LOST HIGHWAY is (technically) a psychological thriller film with elements of neo-noir but it's important to keep an open mind on how it comes off on screen. David Lynch has never officially made a horror film before, but there are just too many incredibly creepy and spooky episodes and moments in this film to not recognize it as one of the most haunting and frightening films I've ever seen. Bill Pullman (fresh off of INDEPENDENCE DAY as the President of the United States) is in a very different role as saxophone player Fred Madison who just may not be the person he seems. The questionable adulteress actions of his wife Renee (played by Patricia Arquette) is stroking his suspicions and his inner jealous rage. Add to this the fact that the married couple is repeatedly receiving strange videotapes that show their house being filmed (outside and inside) as well as them asleep in their beds. A particular close shot of Renee's mouth telling the police, "Someone broke into our house and taped us!" is enough to provoke the proper appreciation of such an act taking place in one's home.
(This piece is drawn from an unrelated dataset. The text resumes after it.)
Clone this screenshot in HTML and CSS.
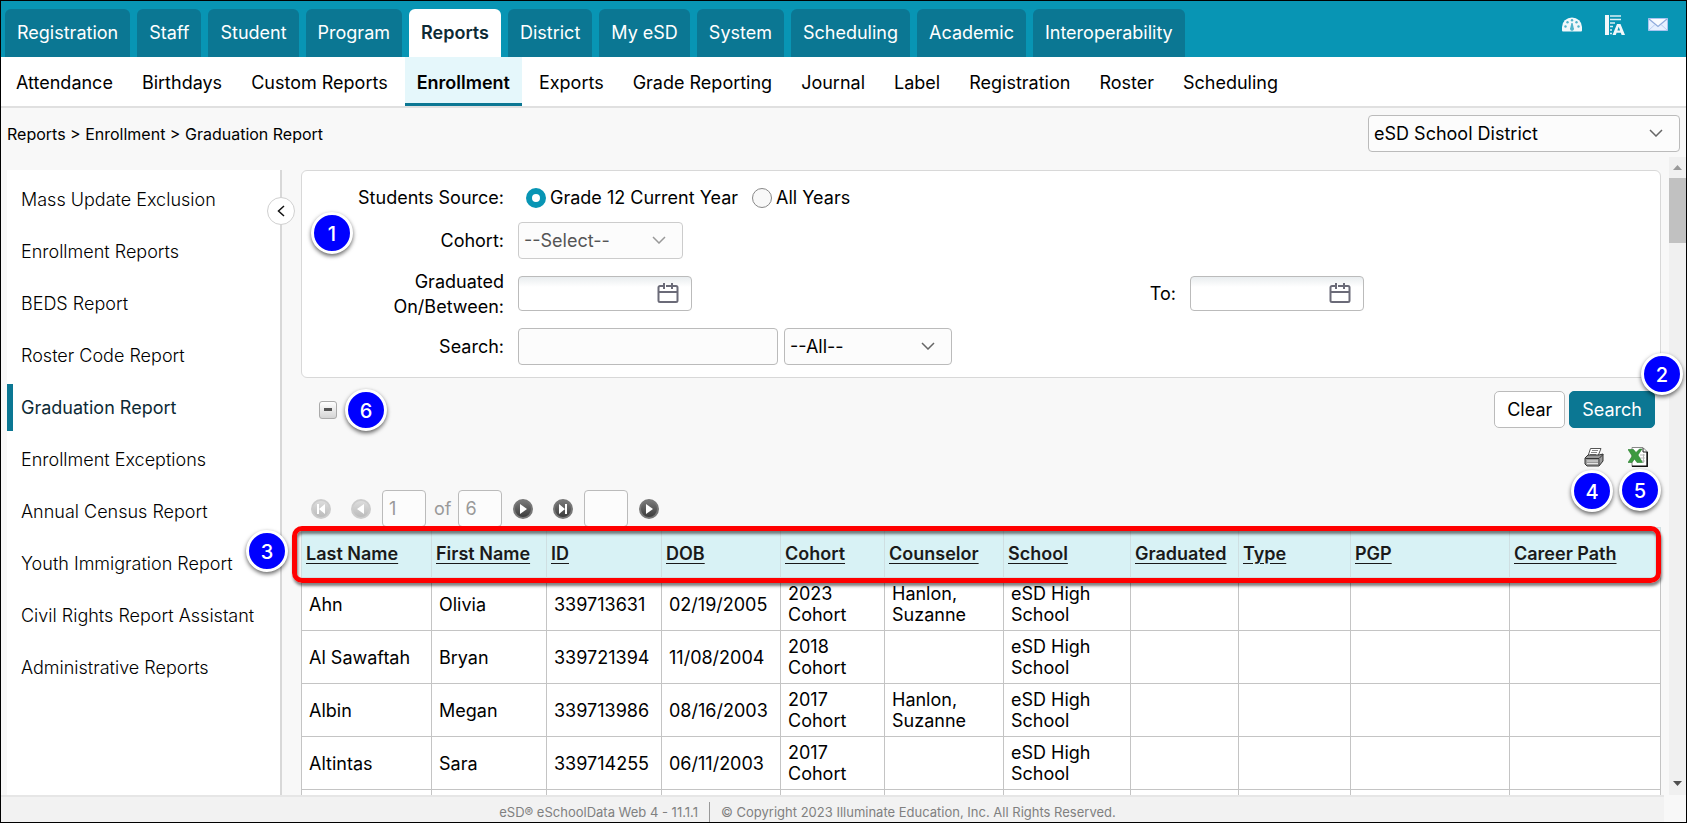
FILE: index.html
```
<!DOCTYPE html>
<html lang="en">
<head>
    <meta charset="UTF-8">
    <meta name="viewport" content="width=device-width, initial-scale=1.0">
    <title>Graduation Report</title>
    <link rel="stylesheet" href="styles.css">
</head>
<body>
    <header class="topbar">
        <nav class="tabs" aria-label="Modules">
            <a class="tab" href="#">Registration</a>
            <a class="tab" href="#">Staff</a>
            <a class="tab" href="#">Student</a>
            <a class="tab" href="#">Program</a>
            <a class="tab active" href="#">Reports</a>
            <a class="tab" href="#">District</a>
            <a class="tab" href="#">My eSD</a>
            <a class="tab" href="#">System</a>
            <a class="tab" href="#">Scheduling</a>
            <a class="tab" href="#">Academic</a>
            <a class="tab" href="#">Interoperability</a>
        </nav>
        <div class="top-icons">
            <a href="#" aria-label="Dashboard">
                <svg width="20" height="20" viewBox="0 0 20 20">
                    <path d="M0 12a10 9.500 0 0 1 20 0v3.500q0 1-1 1H1q-1 0-1-1z" fill="#f2f7fa"/>
                    <g fill="#4fb3ca">
                        <circle cx="3.500" cy="11.500" r="1.200"/>
                        <circle cx="5.500" cy="7.200" r="1.200"/>
                        <circle cx="10" cy="5.200" r="1.200"/>
                        <circle cx="14.500" cy="7.200" r="1.200"/>
                        <circle cx="16.500" cy="11.500" r="1.200"/>
                        <path d="M9.400 8h1.200l1 4.500a2 2 0 1 1-3.200 0z"/>
                    </g>
                </svg>
            </a>
            <a href="#" aria-label="Gradebook">
                <svg width="20" height="20" viewBox="0 0 20 20">
                    <path d="M0 0h4v20H0z" fill="#f2f7fa"/>
                    <path d="M5 1h11M5 4.500h11M5 8h5M5 11.500h3M5 15h2M5 18.500h2" stroke="#d9eef4" stroke-width="1.500"/>
                    <path d="M7.500 20 12 9h3.500L20 20h-3.400l-.8-2.200h-4.200L10.800 20zM12.400 15.600h2.700l-1.400-3.800z" fill="#f2f7fa" fill-rule="evenodd"/>
                </svg>
            </a>
            <a href="#" aria-label="Messages">
                <svg width="20" height="20" viewBox="0 0 20 20">
                    <path d="M.500 3.500h19v12H.500z" fill="#e6f0ff" stroke="#a9c4f0"/>
                    <path d="M1 4l9 7.500L19 4" fill="#f8fbff" stroke="#8fabdc" stroke-width="1.300"/>
                    <path d="M1 15l6-5.500M19 15l-6-5.500" stroke="#b9cdf2"/>
                </svg>
            </a>
        </div>
    </header>

    <nav class="subnav" aria-label="Reports">
        <a href="#">Attendance</a>
        <a href="#">Birthdays</a>
        <a href="#">Custom Reports</a>
        <a class="active" href="#">Enrollment</a>
        <a href="#">Exports</a>
        <a href="#">Grade Reporting</a>
        <a href="#">Journal</a>
        <a href="#">Label</a>
        <a href="#">Registration</a>
        <a href="#">Roster</a>
        <a href="#">Scheduling</a>
    </nav>

    <div class="crumb-row">
        <div class="breadcrumb">Reports &gt; Enrollment &gt; Graduation Report</div>
        <div class="select-box district">
            <select aria-label="District">
                <option>eSD School District</option>
            </select>
            <svg class="chevron" width="14" height="8" viewBox="0 0 14 8"><path d="M1 1l6 6 6-6"/></svg>
        </div>
    </div>

    <div class="workspace">
        <aside class="sidebar">
            <a href="#">Mass Update Exclusion</a>
            <a href="#">Enrollment Reports</a>
            <a href="#">BEDS Report</a>
            <a href="#">Roster Code Report</a>
            <a class="active" href="#">Graduation Report</a>
            <a href="#">Enrollment Exceptions</a>
            <a href="#">Annual Census Report</a>
            <a href="#">Youth Immigration Report</a>
            <a href="#">Civil Rights Report Assistant</a>
            <a href="#">Administrative Reports</a>
            <button class="collapse" type="button" aria-label="Collapse menu">
                <svg width="8" height="12" viewBox="0 0 8 12"><path d="M7 1L1.500 6 7 11"/></svg>
            </button>
        </aside>

        <main class="content">
            <form class="filters">
                <span class="label">Students Source:</span>
                <div class="field source">
                    <label><input type="radio" name="source" checked>Grade 12 Current Year</label>
                    <label><input type="radio" name="source">All Years</label>
                </div>

                <label class="label" for="cohort">Cohort:</label>
                <div class="field">
                    <div class="select-box cohort">
                        <select id="cohort" disabled>
                            <option>--Select--</option>
                        </select>
                        <svg class="chevron" width="14" height="8" viewBox="0 0 14 8"><path d="M1 1l6 6 6-6"/></svg>
                    </div>
                </div>

                <label class="label" for="date-from">Graduated On/Between:</label>
                <div class="field dates">
                    <div class="date-box">
                        <input type="text" id="date-from">
                        <svg width="22" height="22" viewBox="0 0 22 22"><path d="M6 4H3a1.500 1.500 0 0 0-1.500 1.500v13A1.500 1.500 0 0 0 3 20h16a1.500 1.500 0 0 0 1.500-1.500v-13A1.500 1.500 0 0 0 19 4h-3M9 4h5M7 1v6M15 1v6M1.500 10h19"/></svg>
                    </div>
                    <label class="label" for="date-to">To:</label>
                    <div class="date-box">
                        <input type="text" id="date-to">
                        <svg width="22" height="22" viewBox="0 0 22 22"><path d="M6 4H3a1.500 1.500 0 0 0-1.500 1.500v13A1.500 1.500 0 0 0 3 20h16a1.500 1.500 0 0 0 1.500-1.500v-13A1.500 1.500 0 0 0 19 4h-3M9 4h5M7 1v6M15 1v6M1.500 10h19"/></svg>
                    </div>
                </div>

                <label class="label" for="search">Search:</label>
                <div class="field">
                    <input class="search-text" type="text" id="search">
                    <div class="select-box scope">
                        <select aria-label="Search in">
                            <option>--All--</option>
                        </select>
                        <svg class="chevron" width="14" height="8" viewBox="0 0 14 8"><path d="M1 1l6 6 6-6"/></svg>
                    </div>
                </div>
                <span class="badge badge-1">1</span>
            </form>

            <div class="actions">
                <button class="toggle" type="button" aria-label="Collapse filters"></button>
                <div class="buttons">
                    <button class="btn" type="button">Clear</button>
                    <button class="btn primary" type="button">Search</button>
                </div>
                <span class="badge badge-6">6</span>
                <span class="badge badge-2">2</span>
            </div>

            <div class="exports">
                <button class="icon-btn" type="button" aria-label="Print">
                    <svg width="20" height="20" viewBox="0 0 20 20">
                        <path d="M6.500 1.500H17L14 9H4z" fill="#fff" stroke="#555"/>
                        <path d="M8 3.500h6M7 5.500h6M6 7.500h6" stroke="#888"/>
                        <path d="M1 11l3-3h11l4-1v7l-4 5H3l-2-2z" fill="#9a9a9a" stroke="#333"/>
                        <path d="M1.500 11.500H15l4-4" fill="none" stroke="#333"/>
                        <path d="M3 14h11M3 16.500h11" stroke="#e4e4e4"/>
                        <path d="M15 12v6" stroke="#444"/>
                    </svg>
                    <span class="badge badge-4">4</span>
                </button>
                <button class="icon-btn" type="button" aria-label="Export to Excel">
                    <svg width="20" height="20" viewBox="0 0 20 20">
                        <path d="M4 .500h11l4 4v15H4z" fill="#fff" stroke="#888"/>
                        <path d="M15 1v4h4.500" fill="none" stroke="#222"/>
                        <path d="M19.200 5v14.300H4" fill="none" stroke="#111" stroke-width="1.500"/>
                        <path d="M12 8h5M12 11h5M12 14h5M15.500 7v9" stroke="#bbb"/>
                        <path d="M0 2.500h5.500L8 5.500 11.500 2H14L10 8l4.500 7.500H9L6.500 12 4 15.500H0L4.200 9z" fill="#3c9a3f" stroke="#2c7d30" stroke-width=".6"/>
                    </svg>
                    <span class="badge badge-5">5</span>
                </button>
            </div>

            <div class="pager">
                <button class="page-btn" type="button" disabled aria-label="First page">
                    <svg width="8" height="10" viewBox="0 0 8 10"><path d="M0 0h2v10H0zM8 0v10L2 5z"/></svg>
                </button>
                <button class="page-btn" type="button" disabled aria-label="Previous page">
                    <svg width="8" height="10" viewBox="0 0 8 10"><path d="M7 0v10L0 5z"/></svg>
                </button>
                <input type="text" value="1" disabled aria-label="Page">
                <span class="of">of</span>
                <input type="text" value="6" disabled aria-label="Pages">
                <button class="page-btn" type="button" aria-label="Next page">
                    <svg width="8" height="10" viewBox="0 0 8 10"><path d="M1 0v10l7-5z"/></svg>
                </button>
                <button class="page-btn" type="button" aria-label="Last page">
                    <svg width="8" height="10" viewBox="0 0 8 10"><path d="M6 0h2v10H6zM0 0v10l6-5z"/></svg>
                </button>
                <input type="text" aria-label="Go to page">
                <button class="page-btn" type="button" aria-label="Go">
                    <svg width="8" height="10" viewBox="0 0 8 10"><path d="M1 0v10l7-5z"/></svg>
                </button>
            </div>

            <div class="results">
                <table>
                    <colgroup>
                        <col class="c-last"><col class="c-first"><col class="c-id"><col class="c-dob"><col class="c-cohort"><col class="c-counselor"><col class="c-school"><col class="c-graduated"><col class="c-type"><col class="c-pgp"><col class="c-career">
                    </colgroup>
                    <thead>
                        <tr>
                            <th><a href="#">Last Name</a></th>
                            <th><a href="#">First Name</a></th>
                            <th><a href="#">ID</a></th>
                            <th><a href="#">DOB</a></th>
                            <th><a href="#">Cohort</a></th>
                            <th><a href="#">Counselor</a></th>
                            <th><a href="#">School</a></th>
                            <th><a href="#">Graduated</a></th>
                            <th><a href="#">Type</a></th>
                            <th><a href="#">PGP</a></th>
                            <th><a href="#">Career Path</a></th>
                        </tr>
                    </thead>
                    <tbody>
                        <tr><td>Ahn</td><td>Olivia</td><td>339713631</td><td>02/19/2005</td><td>2023 Cohort</td><td>Hanlon, Suzanne</td><td>eSD High School</td><td></td><td></td><td></td><td></td></tr>
                        <tr><td>Al Sawaftah</td><td>Bryan</td><td>339721394</td><td>11/08/2004</td><td>2018 Cohort</td><td></td><td>eSD High School</td><td></td><td></td><td></td><td></td></tr>
                        <tr><td>Albin</td><td>Megan</td><td>339713986</td><td>08/16/2003</td><td>2017 Cohort</td><td>Hanlon, Suzanne</td><td>eSD High School</td><td></td><td></td><td></td><td></td></tr>
                        <tr><td>Altintas</td><td>Sara</td><td>339714255</td><td>06/11/2003</td><td>2017 Cohort</td><td></td><td>eSD High School</td><td></td><td></td><td></td><td></td></tr>
                        <tr><td></td><td></td><td></td><td></td><td></td><td></td><td></td><td></td><td></td><td></td><td></td></tr>
                    </tbody>
                </table>
                <div class="callout"></div>
                <span class="badge badge-3">3</span>
            </div>
        </main>

        <div class="scrollbar" aria-hidden="true">
            <svg class="up" width="9" height="5" viewBox="0 0 9 5"><path d="M0 5l4.500-5L9 5z"/></svg>
            <div class="thumb"></div>
            <svg class="down" width="9" height="5" viewBox="0 0 9 5"><path d="M0 0l4.500 5L9 0z"/></svg>
        </div>
    </div>

    <footer class="footer">
        <span>eSD® eSchoolData Web 4 - 11.1.1</span>
        <span class="copyright">© Copyright 2023 Illuminate Education, Inc. All Rights Reserved.</span>
    </footer>
</body>
</html>
```
FILE: styles.css
```
* {
    box-sizing: border-box;
}
body {
    margin: 0;
    height: 100vh;
    display: flex;
    flex-direction: column;
    overflow: hidden;
    border: 1px solid #000;
    background-color: #f8f8f8;
    color: #000;
    font-family: Inter, "Liberation Sans", sans-serif;
    font-size: 18px;
}
a {
    color: inherit;
    text-decoration: none;
}
button, input, select {
    font: inherit;
    color: inherit;
}
svg {
    display: block;
    fill: none;
}

/* Header */
.topbar {
    display: flex;
    justify-content: space-between;
    height: 56px;
    padding: 8px 18px 0 4px;
    background-color: #0895b4;
}
.tabs {
    display: flex;
    gap: 7px;
}
.tab {
    padding: 0 12px;
    line-height: 48px;
    border-radius: 6px 6px 0 0;
    background-color: #0b7793;
    color: #fff;
}
.tab.active {
    background-color: #fff;
    color: #0d2a35;
    font-weight: 600;
}
.top-icons {
    display: flex;
    gap: 23px;
    padding-top: 6px;
}
.subnav {
    display: flex;
    flex-shrink: 0;
    gap: 5px;
    padding-left: 3px;
    background-color: #fff;
    border-bottom: 2px solid #e0e0e0;
}
.subnav a {
    padding: 3px 12px 0;
    line-height: 46px;
}
.subnav .active {
    background-color: #e5f7fb;
    box-shadow: inset 0 -3px #0b7793;
    font-weight: 600;
}
.crumb-row {
    display: flex;
    flex-shrink: 0;
    align-items: center;
    justify-content: space-between;
    height: 49px;
    padding: 2px 6px 0;
}
.breadcrumb {
    font-size: 16px;
}

/* Form controls */
.select-box {
    position: relative;
    height: 37px;
}
.select-box select {
    appearance: none;
    width: 100%;
    height: 100%;
    padding: 0 5px;
    border: 1px solid #bbb;
    border-radius: 4px;
    background-color: #fcfcfc;
}
.select-box select:disabled {
    color: #555;
    border-color: #ccc;
    opacity: 1;
}
.select-box select:disabled + .chevron {
    stroke: #999;
}
.chevron {
    position: absolute;
    top: 14px;
    right: 17px;
    stroke: #666;
    stroke-width: 1.5;
    pointer-events: none;
}
.district {
    width: 312px;
}
.cohort {
    width: 165px;
}
.scope {
    width: 168px;
}
input[type="text"] {
    border: 1px solid #bbb;
    border-radius: 4px;
    background-color: #fcfcfc;
}
input[type="radio"] {
    appearance: none;
    width: 20px;
    height: 20px;
    margin: 0 4px 0 0;
    border: 1px solid #888;
    border-radius: 50%;
    background-color: #f8f8f8;
}
input[type="radio"]:checked {
    border: 6px solid #0895b4;
    background-color: #fff;
}

/* Workspace */
.workspace {
    display: flex;
    flex: 1;
    min-height: 0;
    overflow: hidden;
}
.sidebar {
    position: relative;
    display: flex;
    flex-direction: column;
    flex-shrink: 0;
    gap: 5px;
    width: 275px;
    margin: 13px 0 0 6px;
    padding-top: 6px;
    background-color: #fff;
    border-right: 2px solid #d8d8d8;
}
.sidebar a {
    padding-left: 8px;
    line-height: 47px;
    font-weight: 300;
    border-left: 6px solid transparent;
}
.sidebar .active {
    border-color: #0b7793;
    color: #0d2a35;
    font-weight: 400;
}
.collapse {
    position: absolute;
    top: 27px;
    right: -15px;
    display: flex;
    align-items: center;
    justify-content: center;
    width: 28px;
    height: 28px;
    padding: 0;
    border: 1px solid #d0d0d0;
    border-radius: 50%;
    background-color: #fff;
}
.collapse svg {
    stroke: #111;
    stroke-width: 1.5;
}
.content {
    flex: 1;
    min-width: 0;
    padding: 13px 8px 0 19px;
}
.filters {
    position: relative;
    display: grid;
    grid-template-columns: 202px 1fr;
    column-gap: 14px;
    align-items: center;
    grid-template-rows: 33px 52px 55px 51px;
    padding: 10px 0 5px;
    background-color: #fff;
    border: 1px solid #d8d8d8;
    border-radius: 6px;
}
.label {
    text-align: right;
    line-height: 25px;
    padding-left: 50px;
}
.field {
    display: flex;
    align-items: center;
    gap: 6px;
}
.source {
    gap: 14px;
    padding-left: 8px;
}
.source label {
    display: flex;
    align-items: center;
}
.dates .label {
    width: 486px;
    padding: 0 8px 0 0;
}
.date-box {
    position: relative;
}
.date-box input {
    display: block;
    width: 174px;
    height: 35px;
    padding: 0 40px 0 6px;
    background: linear-gradient(#e9edef, #fff 10px);
}
.date-box svg {
    position: absolute;
    top: 6px;
    right: 13px;
    stroke: #6b6b78;
    stroke-width: 2;
}
.search-text {
    width: 260px;
    height: 37px;
}
.actions {
    position: relative;
    display: flex;
    align-items: center;
    justify-content: space-between;
    padding: 13px 6px 0 18px;
}
.toggle {
    display: flex;
    align-items: center;
    justify-content: center;
    width: 18px;
    height: 18px;
    padding: 0;
    border: 1px solid #aaa;
    border-radius: 3px;
    background: linear-gradient(#fff, #d4d4d4);
}
.toggle::before {
    content: "";
    width: 8px;
    height: 3px;
    background-color: #555;
}
.buttons {
    display: flex;
    gap: 4px;
}
.btn {
    height: 37px;
    padding: 0 12px;
    border: 1px solid #bbb;
    border-radius: 5px;
    background-color: #fff;
}
.btn.primary {
    border-color: #0b7793;
    background-color: #0b7793;
    color: #fff;
}
.exports {
    display: flex;
    justify-content: flex-end;
    gap: 24px;
    padding: 19px 13px 0;
}
.icon-btn {
    position: relative;
    padding: 0;
    border: none;
    background: none;
}
.pager {
    display: flex;
    align-items: center;
    height: 37px;
    margin-top: 23px;
    padding-left: 10px;
    color: #999;
}
.pager input {
    width: 44px;
    height: 37px;
    padding: 0 6px;
    margin-right: 8px;
}
.page-btn {
    display: flex;
    align-items: center;
    justify-content: center;
    width: 20px;
    height: 20px;
    margin-right: 20px;
    padding: 0;
    border: 2px solid #777;
    border-radius: 50%;
    background: linear-gradient(#777, #3c3c3c);
}
.page-btn svg {
    fill: #fff;
}
.page-btn:disabled {
    border-color: #ccc;
    background: linear-gradient(#ddd, #bbb);
}
.pager input + .page-btn {
    margin-left: 3px;
}
.page-btn + input {
    margin-left: -9px;
}
.of {
    margin-right: 7px;
}

/* Results table */
.results {
    position: relative;
}
table {
    width: 100%;
    table-layout: fixed;
    border-collapse: collapse;
    background-color: #fff;
}
.c-last { width: 130px; }
.c-first { width: 115px; }
.c-id { width: 115px; }
.c-dob { width: 119px; }
.c-cohort { width: 104px; }
.c-counselor { width: 119px; }
.c-school { width: 127px; }
.c-graduated { width: 108px; }
.c-type { width: 112px; }
.c-pgp { width: 159px; }
.c-career { width: 151px; }
th {
    height: 50px;
    padding: 2px 4px 0;
    text-align: left;
    font-weight: 600;
    color: #1a1a1a;
    background-color: #d8f2f5;
    border: 1px solid #cfdfe2;
    white-space: nowrap;
}
th a {
    text-decoration: underline;
    text-underline-offset: 3px;
}
td {
    height: 53px;
    padding: 0 7px;
    line-height: 21px;
    border: 1px solid #c4c4c4;
}

/* Numbered markers */
.callout {
    position: absolute;
    top: -1px;
    left: -9px;
    right: 0;
    height: 57px;
    border: 5px solid #f00;
    border-radius: 10px;
    box-shadow: 1px 3px 3px rgba(0,0,0,0.5), inset 1px 3px 3px rgba(0,0,0,0.5);
}
.badge {
    position: absolute;
    z-index: 1;
    width: 42px;
    height: 42px;
    border: 3px solid #fff;
    border-radius: 50%;
    background-color: #00f;
    color: #fff;
    font-size: 20px;
    font-weight: 500;
    line-height: 38px;
    text-align: center;
    box-shadow: 0 2px 4px rgba(0,0,0,0.6);
}
.badge-1 { top: 41px; left: 9px; }
.badge-2 { top: -25px; right: -22px; }
.badge-3 { top: 3px; left: -55px; }
.badge-4 { top: 23px; left: -13px; }
.badge-5 { top: 22px; left: -9px; }
.badge-6 { top: 11px; left: 44px; }

.scrollbar {
    display: flex;
    flex-direction: column;
    flex-shrink: 0;
    align-items: center;
    width: 17px;
    background-color: #f0f0f0;
}
.up {
    margin: 8px 0;
    fill: #999;
}
.thumb {
    width: 17px;
    height: 65px;
    background-color: #c1c1c1;
}
.down {
    margin: auto 0 9px;
    fill: #505050;
}
.footer {
    display: flex;
    flex-shrink: 0;
    align-items: flex-end;
    justify-content: center;
    height: 27px;
    margin-right: 22px;
    padding: 2px 50px 0 0;
    border-top: 2px solid #e6e6e6;
    background-color: #f2f2f2;
    color: #808080;
    font-size: 13px;
    line-height: 20px;
}
.copyright {
    margin-left: 11px;
    padding-left: 11px;
    border-left: 1px solid #999;
}
```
Like many of Lynch's films, there's hardly ever a true cohesive structure and we're taken through a world that seems part dream-like and contains the possibility of two alternate realities. Who is Fred Madison, really and does he really turn into a completely different man known as Pete Dayton (played by Balthazar Getty) when he's under extreme and painful duress of (maybe) having killed his wife in a jealous rage? Who is Renee, really, and does she really exist also as the hot, young, piece-of-ass-with-great-looking-tits...




...blonde lover of Pete Dayton and also the mistress of very hot-tempered gangster known only as Mr. Eddy? Is Mr. Eddy really the man known as Dick Laurent? This last question is important because it's the message of "Dick Laurent is dead" that opens and closes LOST HIGHWAY and Fred Madison is behind it, one way and the other. And finally, who is the very feaky "mystery man" in black played by Robert Blake (the last of the remaining OUR GANG kids, I believe)??

To truly appreciate the art of David Lynch is to understand that there are always questions and the answers may not always be clear. LOST HIGHWAY, as well as the work of Lynch, is often about two worlds that come together in incomprehensible conflict. It happens here and it happened again with the films that followed, MULHOLLAND DR. (2001) and INLAND EMPIRE (2007). This film's bipartite structure serves to exploit the opposition of two different horrors: the phantasmatic horror of the nightmarish noir universe of perverse sex, betrayal, and murder, and the (perhaps a whole lot more unsettling) despair of our drab and alienated daily life of impotence and distrust of one's partner in life. Yes, it's all hard to comprehend when you're seeing it for the first time in the movie theater, but knowing full well that you're about to sit down and experience the mind of David Lynch, would you really expect anything different?? Critics and dumb moviegoers should probably be forced to sit through it and watch it again so they don't walk away with the wrong (yes, I said WRONG) and premature reaction of unfortunate negativity. As a matter of fact, upon its release, Siskel & Ebert (both R.I.P.) gave the film "two thumbs down" and Lynch decided to use this to his advantage by claiming it was "two good reasons to go and see LOST HIGHWAY" and actually used the thumbs down in newspaper ads. I don't know if it worked, but who cares! I loved this film! It's one of his best films alongside BLUE VELVET and MULHOLLAND DR.!

Favorite line or dialogue:

Mystery Man: "We've met before, haven't we."
Fred Madison: "I don't think so. Where was it you think we met?"
Mystery Man: "At your house. Don't you remember?"
Fred: "No. No, I don't. Are you sure?"
Mystery Man: "Of course. As a matter of fact, I'm there right now."
Fred: "What do you mean? You're where right now?"
Mystery Man: "At your house."
Fred: "That's fucking crazy, man!"
Mystery Man (takes out a cell phone): "Call me. Dial your number. Go ahead."
(Fred dials the number and the Mystery Man answers)
Mystery Man: (over the phone): "I told you I was here."
Fred: "How'd you do that?"
Mystery Man: "Ask me."
Fred: (angrily into the phone) "How did you get inside my house?"
Mystery Man: "You invited me. It is not my custom to go where I am not wanted."
Fred: "Who are you?"
Mystery Man (voice): "Give me back my phone."
Mystery Man: "It's been a pleasure talking to you."